> TASK DESCRIPTION:
Where a line of the material contains the string "TypeScript", copy that line.

> INPUT:
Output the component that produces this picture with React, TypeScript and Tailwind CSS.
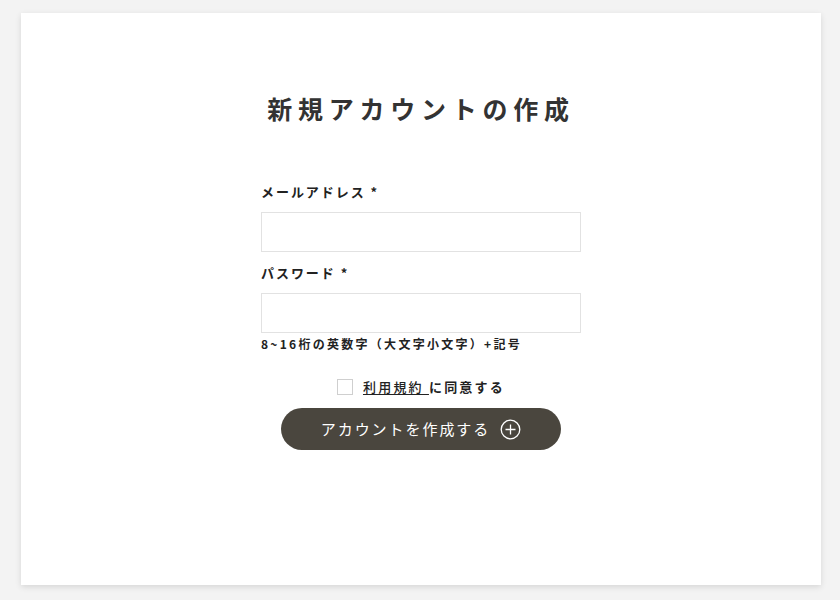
import React from "react";

export default function App() {
  const font = { fontFamily: '"Noto Sans CJK JP", "Noto Sans", sans-serif' };
  return (
    <div className="min-h-[600px] w-[840px] bg-[#f3f3f3] pt-[13px]" style={font}>
      <div className="ml-[21px] flex h-[572px] w-[800px] flex-col items-center bg-white shadow-[0_2px_6px_rgba(0,0,0,0.12)]">
        <h1 className="mt-[77px] h-[36px] text-[25px] font-bold leading-[36px] tracking-[0.23em] text-[#333]">
          新規アカウントの作成
        </h1>
        <div className="mt-[56px] flex w-[320px] flex-col">
          <label className="h-[20px] text-[13px] font-bold leading-[20px] tracking-[0.15em] text-[#222]">
            メールアドレス *
          </label>
          <input className="mt-[10px] h-[40px] w-[320px] border border-[#e2e2e2] outline-none" />
          <label className="mt-[11px] h-[20px] text-[13px] font-bold leading-[20px] tracking-[0.15em] text-[#222]">
            パスワード *
          </label>
          <input type="password" className="mt-[10px] h-[40px] w-[320px] border border-[#e2e2e2] outline-none" />
          <p className="mt-[2px] h-[18px] whitespace-nowrap text-[12px] font-bold leading-[18px] tracking-[0.19em] text-[#222]">
            8~16桁の英数字（大文字小文字）+記号
          </p>
        </div>
        <div className="mt-[25px] flex h-[18px] items-center gap-[10px]">
          <span className="h-[16px] w-[16px] border border-[#cfcfcf] bg-white" />
          <span className="text-[13px] font-bold leading-[18px] tracking-[0.17em] text-[#222]">
            <span className="font-medium underline underline-offset-2">利用規約 </span>に同意する
          </span>
        </div>
        <button className="mt-[12px] flex h-[42px] w-[280px] items-center justify-center gap-[10px] rounded-full bg-[#4a463e] text-white">
          <span className="text-[15px] leading-[20px] tracking-[0.13em]">アカウントを作成する</span>
          <svg width="21" height="21" viewBox="0 0 21 21" fill="none" stroke="white" strokeWidth="1.3">
            <circle cx="10.5" cy="10.5" r="9.3" />
            <path d="M10.5 5.5v10M5.5 10.5h10" />
          </svg>
        </button>
      </div>
    </div>
  );
}
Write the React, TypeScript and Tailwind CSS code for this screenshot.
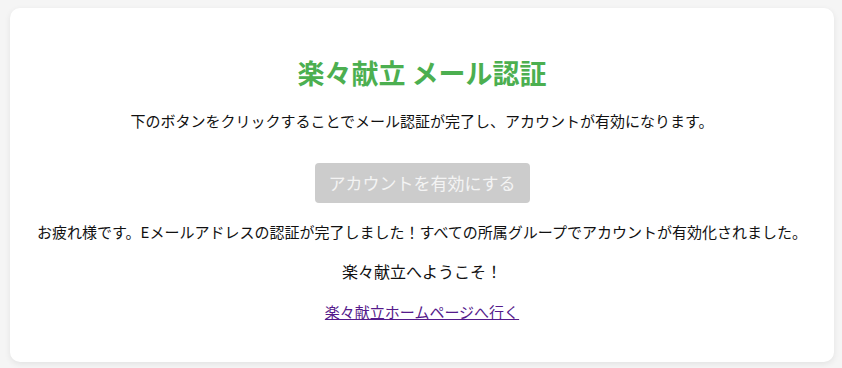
export default function App() {
  return (
    <div className="min-h-[368px] bg-[#f5f5f5] pl-[10px] pr-[8px] pt-[8px] font-['Noto_Sans_CJK_JP',sans-serif]">
      <div className="flex h-[354px] flex-col items-center rounded-[10px] bg-white px-5 pt-[45px] text-center text-[#111] shadow-[0_2px_6px_rgba(0,0,0,0.08)]">
        <h1 className="text-[27px] font-bold leading-[40px] text-[#4caf50]">楽々献立 メール認証</h1>
        <p className="mt-4 text-[15px] leading-6">
          下のボタンをクリックすることでメール認証が完了し、アカウントが有効になります。
        </p>
        <button
          disabled
          className="mt-[30px] h-10 w-[215px] rounded bg-[#cccccc] text-[17px] text-[#f4f4f4]"
        >
          アカウントを有効にする
        </button>
        <p className="mt-[17px] text-[15px] leading-6">
          お疲れ様です。Eメールアドレスの認証が完了しました！すべての所属グループでアカウントが有効化されました。
        </p>
        <p className="mt-[14px] text-[16px] leading-[26px]">楽々献立へようこそ！</p>
        <a href="#" className="mt-4 text-[15px] leading-6 text-[#551a8b] underline">
          楽々献立ホームページへ行く
        </a>
      </div>
    </div>
  );
}
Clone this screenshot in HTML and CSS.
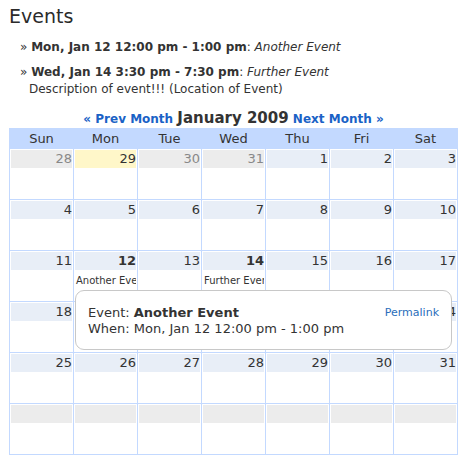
FILE: index.html
```html
<!DOCTYPE html>
<html>
<head>
<meta charset="utf-8">
<link rel="stylesheet" href="styles.css">
</head>
<body>
<div class="page">
  <h2 class="title">Events</h2>
  <ul class="events">
    <li><span class="raquo">»</span> <b>Mon, Jan 12 12:00 pm - 1:00 pm</b>: <i>Another Event</i></li>
    <li><span class="raquo">»</span> <b>Wed, Jan 14 3:30 pm - 7:30 pm</b>: <i>Further Event</i>
      <div class="desc">Description of event!!! (Location of Event)</div></li>
  </ul>
  <div class="calwrap">
    <div class="nav"><a class="navlink">« Prev Month</a> <span class="month">January 2009</span> <a class="navlink">Next Month »</a></div>
    <div class="cal">
      <div class="hd">Sun</div><div class="hd">Mon</div><div class="hd">Tue</div><div class="hd">Wed</div><div class="hd">Thu</div><div class="hd">Fri</div><div class="hd">Sat</div>

      <div class="cell"><div class="day other">28</div></div>
      <div class="cell"><div class="day today">29</div></div>
      <div class="cell"><div class="day other">30</div></div>
      <div class="cell"><div class="day other">31</div></div>
      <div class="cell"><div class="day">1</div></div>
      <div class="cell"><div class="day">2</div></div>
      <div class="cell"><div class="day">3</div></div>

      <div class="cell"><div class="day">4</div></div>
      <div class="cell"><div class="day">5</div></div>
      <div class="cell"><div class="day">6</div></div>
      <div class="cell"><div class="day">7</div></div>
      <div class="cell"><div class="day">8</div></div>
      <div class="cell"><div class="day">9</div></div>
      <div class="cell"><div class="day">10</div></div>

      <div class="cell"><div class="day">11</div></div>
      <div class="cell"><div class="day bold">12</div><div class="ev">Another Event</div></div>
      <div class="cell"><div class="day">13</div></div>
      <div class="cell"><div class="day bold">14</div><div class="ev">Further Event</div></div>
      <div class="cell"><div class="day">15</div></div>
      <div class="cell"><div class="day">16</div></div>
      <div class="cell"><div class="day">17</div></div>

      <div class="cell"><div class="day">18</div></div>
      <div class="cell"><div class="day">19</div></div>
      <div class="cell"><div class="day">20</div></div>
      <div class="cell"><div class="day">21</div></div>
      <div class="cell"><div class="day">22</div></div>
      <div class="cell"><div class="day">23</div></div>
      <div class="cell"><div class="day">24</div></div>

      <div class="cell"><div class="day">25</div></div>
      <div class="cell"><div class="day">26</div></div>
      <div class="cell"><div class="day">27</div></div>
      <div class="cell"><div class="day">28</div></div>
      <div class="cell"><div class="day">29</div></div>
      <div class="cell"><div class="day">30</div></div>
      <div class="cell"><div class="day">31</div></div>

      <div class="cell"><div class="day other"></div></div>
      <div class="cell"><div class="day other"></div></div>
      <div class="cell"><div class="day other"></div></div>
      <div class="cell"><div class="day other"></div></div>
      <div class="cell"><div class="day other"></div></div>
      <div class="cell"><div class="day other"></div></div>
      <div class="cell"><div class="day other"></div></div>
    </div>
    <div class="tip">
      <a class="permalink">Permalink</a>
      <div>Event: <b>Another Event</b></div>
      <div>When: Mon, Jan 12 12:00 pm - 1:00 pm</div>
    </div>
  </div>
</div>
</body>
</html>
```
FILE: styles.css
```css
html, body { margin: 0; padding: 0; background: #fff; }
body { font-family: "DejaVu Sans", Verdana, sans-serif; color: #333; }
.page { padding: 5px 0 0 9px; }
.title { margin: 0; font-size: 19px; font-weight: normal; line-height: 22px; color: #2b2b2b; }
.events { list-style: none; margin: 12px 0 0 0; padding: 0 0 0 11px; font-size: 12px; }
.events li { line-height: 17px; margin-bottom: 8px; }
.events li:last-child { margin-bottom: 0; }
.raquo { font-size: 12px; }
.desc { padding-left: 9px; }
.calwrap { position: relative; width: 449px; margin-top: 11px; }
.nav { text-align: center; font-size: 12px; font-weight: bold; line-height: 18px; }
.navlink { color: #1a62c6; }
.month { font-size: 15px; color: #333; }
.cal { display: grid; grid-template-columns: repeat(7, 63px); grid-auto-rows: 50px; grid-template-rows: 19px; gap: 1px; padding: 1px; background: #c3d9ff; }
.hd { background: #c3d9ff; text-align: center; font-size: 13px; line-height: 19px; color: #333; }
.cell { background: #fff; padding: 1px; overflow: hidden; }
.day { height: 18px; line-height: 18px; background: #e8eef7; text-align: right; padding-right: 0; font-size: 13px; color: #333; }
.day.other { background: #ececec; color: #888; }
.day.today { background: #fff7c9; color: #333; }
.day.bold { font-weight: bold; }
.ev { font-size: 10px; white-space: nowrap; overflow: hidden; padding: 4px 0 0 1px; line-height: 13px; color: #333; }
.tip { position: absolute; left: 66px; top: 181px; width: 351px; height: 42px; padding: 14px 12px 2px 12px; border: 1px solid #c8c8c8; border-radius: 9px; background: #fff; font-size: 13px; line-height: 16px; color: #333; }
.permalink { position: absolute; right: 12px; top: 14px; font-size: 11px; line-height: 16px; color: #2a6ebb; }
```
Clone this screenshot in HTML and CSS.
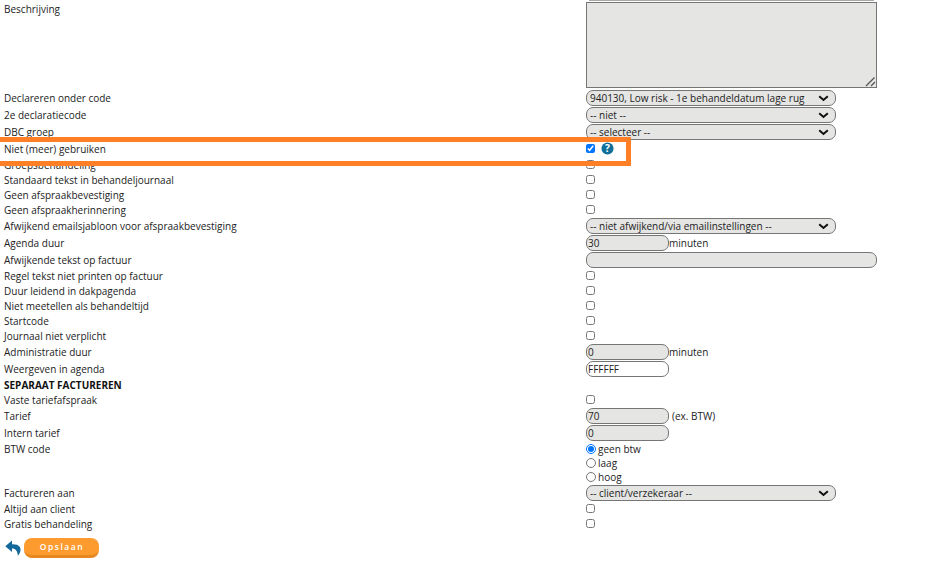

> ANSWER TO THIS EXERCISE:
Output the component that produces this picture with React, TypeScript and Tailwind CSS.
Write the React, TypeScript and Tailwind CSS code for this screenshot.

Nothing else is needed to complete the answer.